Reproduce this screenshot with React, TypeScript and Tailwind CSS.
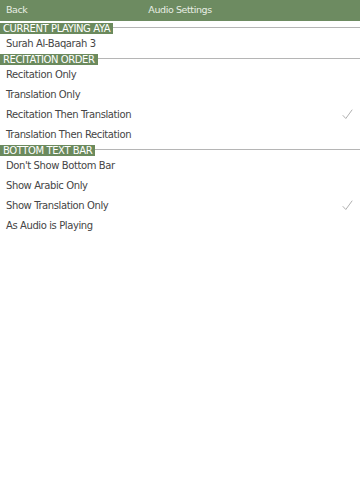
import React from "react";

type Row = { label: string; checked?: boolean };

const sections: { title: string; rows: Row[] }[] = [
  { title: "Current Playing Aya", rows: [{ label: "Surah Al-Baqarah 3" }] },
  {
    title: "Recitation Order",
    rows: [
      { label: "Recitation Only" },
      { label: "Translation Only" },
      { label: "Recitation Then Translation", checked: true },
      { label: "Translation Then Recitation" },
    ],
  },
  {
    title: "Bottom Text Bar",
    rows: [
      { label: "Don't Show Bottom Bar" },
      { label: "Show Arabic Only" },
      { label: "Show Translation Only", checked: true },
      { label: "As Audio is Playing" },
    ],
  },
];

function Check() {
  return (
    <svg width="11" height="11" viewBox="0 0 11 11" fill="none">
      <path d="M1 6.5 L3.8 9.5 L10 1" stroke="#b0b0b0" strokeWidth="1" strokeLinecap="round" strokeLinejoin="round" />
    </svg>
  );
}

export default function App() {
  return (
    <div className="w-[360px] h-[480px] bg-white font-['DejaVu_Sans',sans-serif] overflow-hidden">
      <div className="h-[21px] bg-[#6d8b61] grid grid-cols-3 items-center text-[9.5px] tracking-[-0.4px] text-[#e8eee4]">
        <span className="pl-[6px]">Back</span>
        <span className="text-center whitespace-nowrap">Audio Settings</span>
        <span />
      </div>
      <div className="pt-[2px]">
        {sections.map((s) => (
          <div key={s.title}>
            <div className="flex h-[11px]">
              <span className="bg-[#6b8a5d] text-white uppercase text-[10px] tracking-[-0.4px] leading-[11px] px-[3px] whitespace-nowrap">
                {s.title}
              </span>
              <div className="flex-1 h-px bg-[#b5b5b5] mt-[4px]" />
            </div>
            {s.rows.map((r) => (
              <div key={r.label} className="h-[20px] flex items-center justify-between pl-[6px] pr-[7px] pb-[2px] text-[10px] tracking-[-0.4px] text-[#454545]">
                <span>{r.label}</span>
                {r.checked && <Check />}
              </div>
            ))}
          </div>
        ))}
      </div>
    </div>
  );
}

══════

## TASK GOAL
Reproduce all of the material exactly, apart from the pictures.

## WRITTEN REPLY
Reproduce this screenshot with React, TypeScript and Tailwind CSS.
import React from "react";

type Row = { label: string; checked?: boolean };

const sections: { title: string; rows: Row[] }[] = [
  { title: "Current Playing Aya", rows: [{ label: "Surah Al-Baqarah 3" }] },
  {
    title: "Recitation Order",
    rows: [
      { label: "Recitation Only" },
      { label: "Translation Only" },
      { label: "Recitation Then Translation", checked: true },
      { label: "Translation Then Recitation" },
    ],
  },
  {
    title: "Bottom Text Bar",
    rows: [
      { label: "Don't Show Bottom Bar" },
      { label: "Show Arabic Only" },
      { label: "Show Translation Only", checked: true },
      { label: "As Audio is Playing" },
    ],
  },
];

function Check() {
  return (
    <svg width="11" height="11" viewBox="0 0 11 11" fill="none">
      <path d="M1 6.5 L3.8 9.5 L10 1" stroke="#b0b0b0" strokeWidth="1" strokeLinecap="round" strokeLinejoin="round" />
    </svg>
  );
}

export default function App() {
  return (
    <div className="w-[360px] h-[480px] bg-white font-['DejaVu_Sans',sans-serif] overflow-hidden">
      <div className="h-[21px] bg-[#6d8b61] grid grid-cols-3 items-center text-[9.5px] tracking-[-0.4px] text-[#e8eee4]">
        <span className="pl-[6px]">Back</span>
        <span className="text-center whitespace-nowrap">Audio Settings</span>
        <span />
      </div>
      <div className="pt-[2px]">
        {sections.map((s) => (
          <div key={s.title}>
            <div className="flex h-[11px]">
              <span className="bg-[#6b8a5d] text-white uppercase text-[10px] tracking-[-0.4px] leading-[11px] px-[3px] whitespace-nowrap">
                {s.title}
              </span>
              <div className="flex-1 h-px bg-[#b5b5b5] mt-[4px]" />
            </div>
            {s.rows.map((r) => (
              <div key={r.label} className="h-[20px] flex items-center justify-between pl-[6px] pr-[7px] pb-[2px] text-[10px] tracking-[-0.4px] text-[#454545]">
                <span>{r.label}</span>
                {r.checked && <Check />}
              </div>
            ))}
          </div>
        ))}
      </div>
    </div>
  );
}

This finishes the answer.